Believing in your ideas

How do I know an idea I got is probably stupid as hell? I tell it to my partner. His voice either lights up intuitively, or he makes a sound of nervous laughter.

And granted, he's usually right. Or at least that's how I seem to think, because if he makes that nervous laughter sound, I usually never even try the idea out - and thus make sure the idea won't work in practice. Because I didn't even try to find out.

You may also have a person in your life that you run your ideas with, or to whom you show your work for feedback. How do you know their reaction to your content is the same as that of your target audience? Does your person represent your target audience adequately so you can trust their judgement?

Think about this. Think about it deeply. If the answer is no, stop running your ideas with them. The feedback will have no value whatsoever - and what's worse, you may be ditching those brilliant ideas that MJ DeMarco calls golden gumballs.

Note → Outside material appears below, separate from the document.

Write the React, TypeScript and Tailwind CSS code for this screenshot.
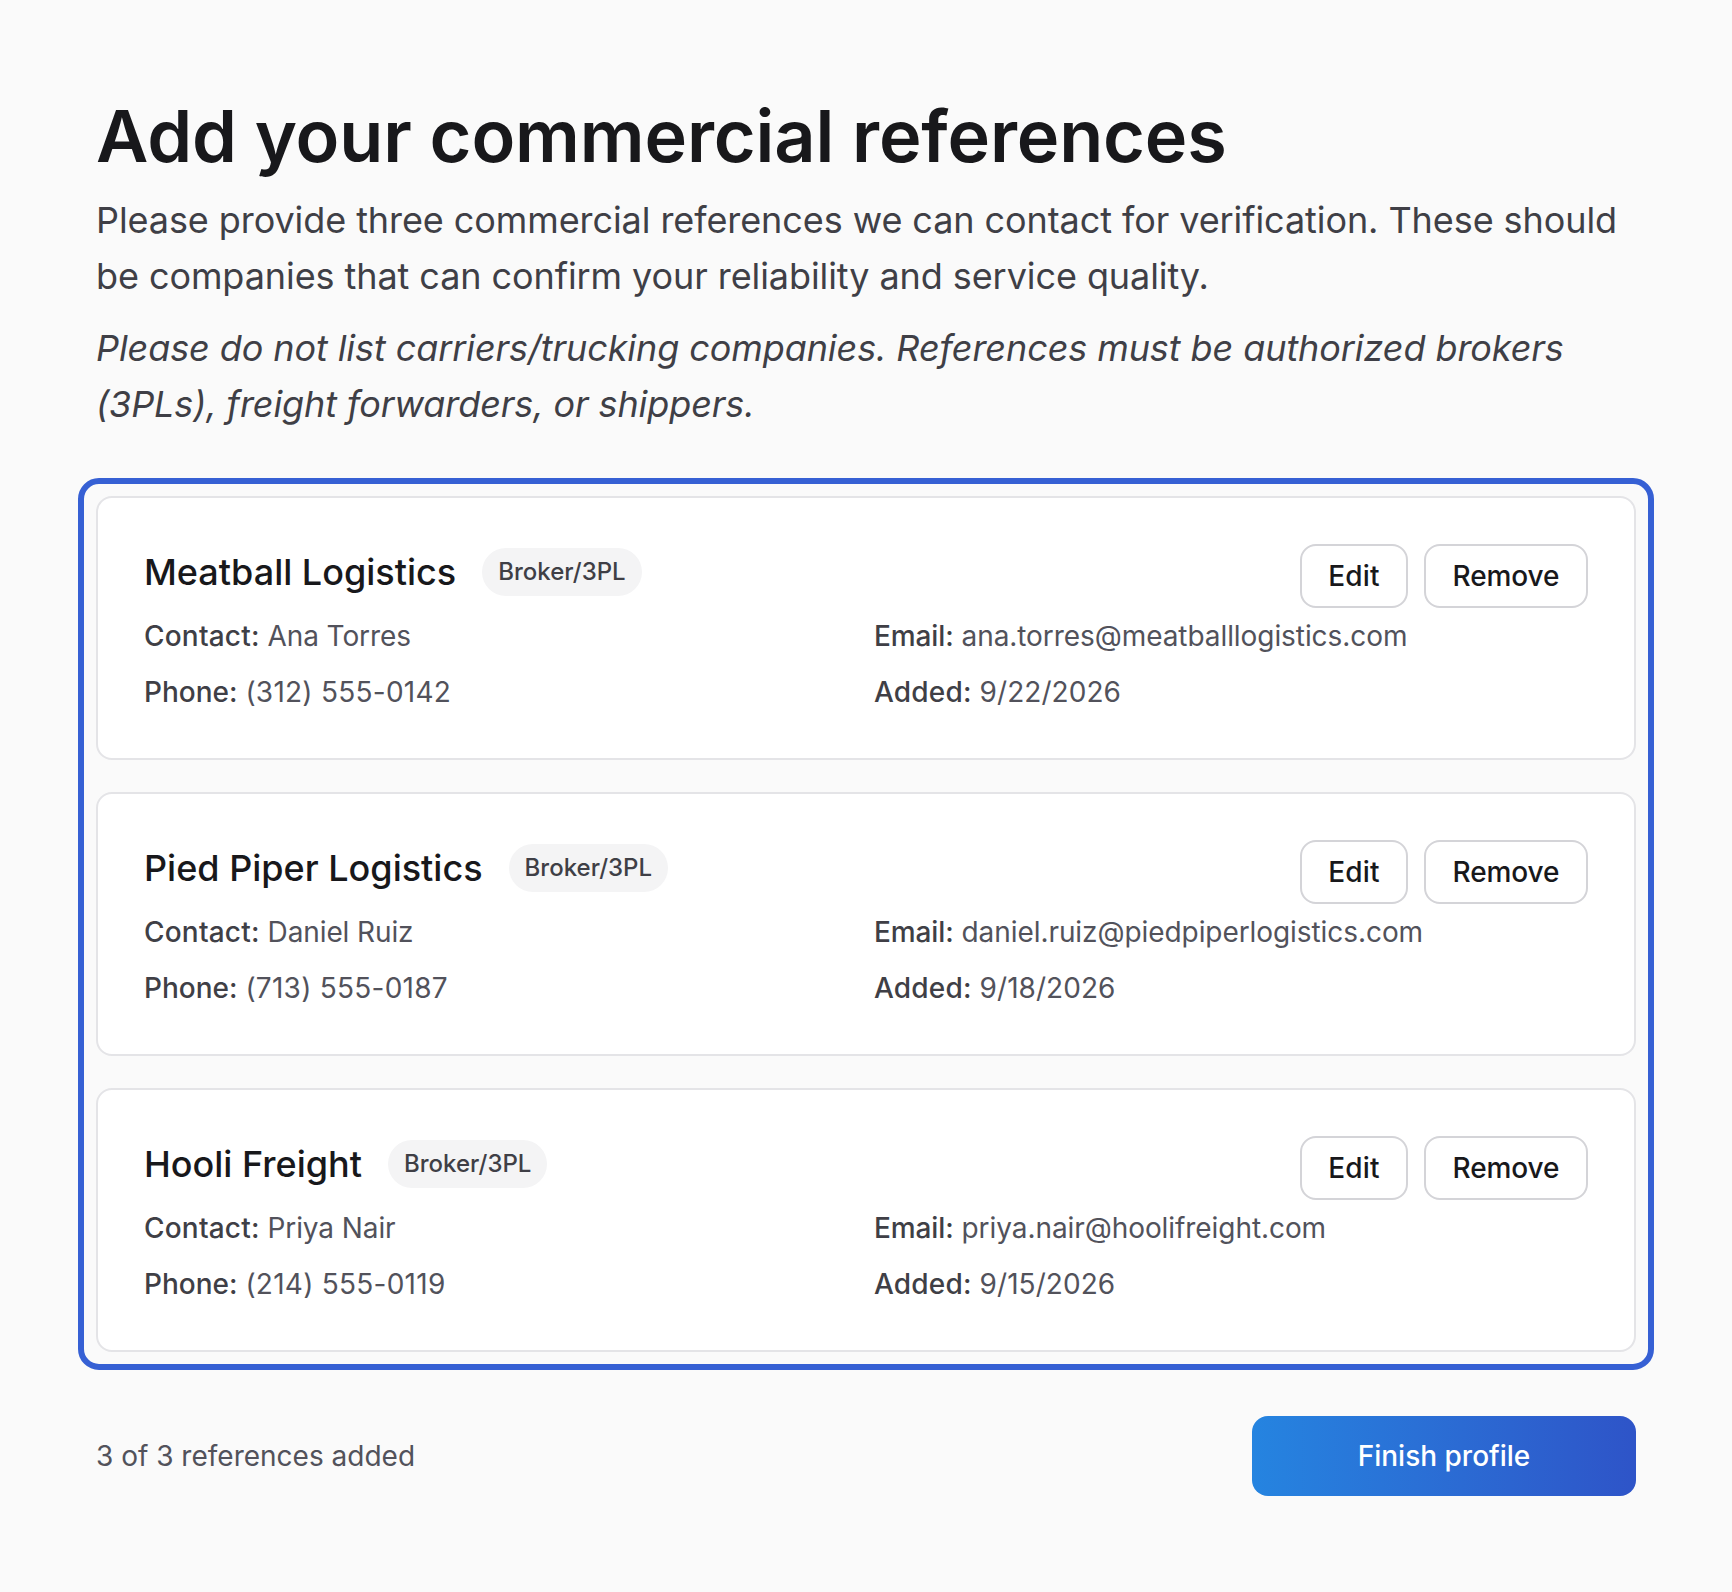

What if, for an entire year, you didn't tell anyone about the ideas you get or show anyone the product you produced, and just trusted your gut? What if you acted out those ideas and put your products out in the market without asking any initial feedback from anyone? What do you think would happen?

You probably know the answer already, but here it is: the market would give you the feedback. Yes, the market. Not your friend, not someone who wouldn't be interested in your product anyway. The market, aka your target audience, would give you the feedback.

And that is infinitely more valuable than anything your friend/spouse/mom could every say.

Ditch the idea that you need feedback. Just finish your product and put it out there. Let the market tell you if the product is good, or what needs changing.

Trust your ideas, and trust that they'll get better with time.